» Set problem:
Output every line of the material exactly, omitting images.

» Source material:
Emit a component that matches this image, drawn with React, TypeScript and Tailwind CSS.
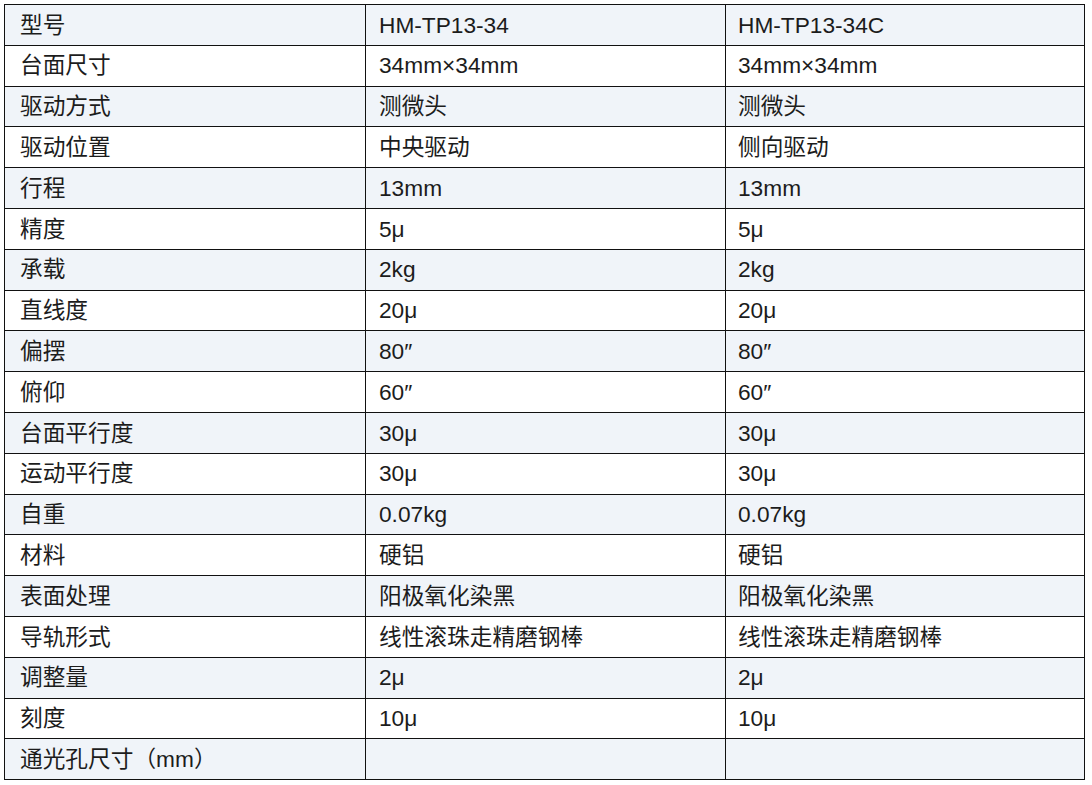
const rows: [string, string, string][] = [
  ['型号', 'HM-TP13-34', 'HM-TP13-34C'],
  ['台面尺寸', '34mm×34mm', '34mm×34mm'],
  ['驱动方式', '测微头', '测微头'],
  ['驱动位置', '中央驱动', '侧向驱动'],
  ['行程', '13mm', '13mm'],
  ['精度', '5μ', '5μ'],
  ['承载', '2kg', '2kg'],
  ['直线度', '20μ', '20μ'],
  ['偏摆', '80″', '80″'],
  ['俯仰', '60″', '60″'],
  ['台面平行度', '30μ', '30μ'],
  ['运动平行度', '30μ', '30μ'],
  ['自重', '0.07kg', '0.07kg'],
  ['材料', '硬铝', '硬铝'],
  ['表面处理', '阳极氧化染黑', '阳极氧化染黑'],
  ['导轨形式', '线性滚珠走精磨钢棒', '线性滚珠走精磨钢棒'],
  ['调整量', '2μ', '2μ'],
  ['刻度', '10μ', '10μ'],
  ['通光孔尺寸（mm）', '', ''],
];

export default function App() {
  return (
    <div className="min-h-screen bg-white pl-[4px] pt-[4px]">
      <table
        className="w-[1081px] table-fixed border-collapse text-[22.7px] leading-none text-[#1c1c1c]"
        style={{ fontFamily: '"Liberation Sans", "Noto Sans CJK SC", sans-serif' }}
      >
        <tbody>
          {rows.map((r, i) => (
            <tr key={i} className={i % 2 === 0 ? 'h-[40.8px] bg-[#f0f4f9]' : 'h-[40.8px] bg-white'}>
              <td className="w-[361px] border border-[#111] pl-[15px] align-middle whitespace-nowrap">{r[0]}</td>
              <td className="w-[360px] border border-[#111] pl-[13px] align-middle whitespace-nowrap">{r[1]}</td>
              <td className="border border-[#111] pl-[12px] align-middle whitespace-nowrap">{r[2]}</td>
            </tr>
          ))}
        </tbody>
      </table>
    </div>
  );
}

» Full answer:
Emit a component that matches this image, drawn with React, TypeScript and Tailwind CSS.
const rows: [string, string, string][] = [
  ['型号', 'HM-TP13-34', 'HM-TP13-34C'],
  ['台面尺寸', '34mm×34mm', '34mm×34mm'],
  ['驱动方式', '测微头', '测微头'],
  ['驱动位置', '中央驱动', '侧向驱动'],
  ['行程', '13mm', '13mm'],
  ['精度', '5μ', '5μ'],
  ['承载', '2kg', '2kg'],
  ['直线度', '20μ', '20μ'],
  ['偏摆', '80″', '80″'],
  ['俯仰', '60″', '60″'],
  ['台面平行度', '30μ', '30μ'],
  ['运动平行度', '30μ', '30μ'],
  ['自重', '0.07kg', '0.07kg'],
  ['材料', '硬铝', '硬铝'],
  ['表面处理', '阳极氧化染黑', '阳极氧化染黑'],
  ['导轨形式', '线性滚珠走精磨钢棒', '线性滚珠走精磨钢棒'],
  ['调整量', '2μ', '2μ'],
  ['刻度', '10μ', '10μ'],
  ['通光孔尺寸（mm）', '', ''],
];

export default function App() {
  return (
    <div className="min-h-screen bg-white pl-[4px] pt-[4px]">
      <table
        className="w-[1081px] table-fixed border-collapse text-[22.7px] leading-none text-[#1c1c1c]"
        style={{ fontFamily: '"Liberation Sans", "Noto Sans CJK SC", sans-serif' }}
      >
        <tbody>
          {rows.map((r, i) => (
            <tr key={i} className={i % 2 === 0 ? 'h-[40.8px] bg-[#f0f4f9]' : 'h-[40.8px] bg-white'}>
              <td className="w-[361px] border border-[#111] pl-[15px] align-middle whitespace-nowrap">{r[0]}</td>
              <td className="w-[360px] border border-[#111] pl-[13px] align-middle whitespace-nowrap">{r[1]}</td>
              <td className="border border-[#111] pl-[12px] align-middle whitespace-nowrap">{r[2]}</td>
            </tr>
          ))}
        </tbody>
      </table>
    </div>
  );
}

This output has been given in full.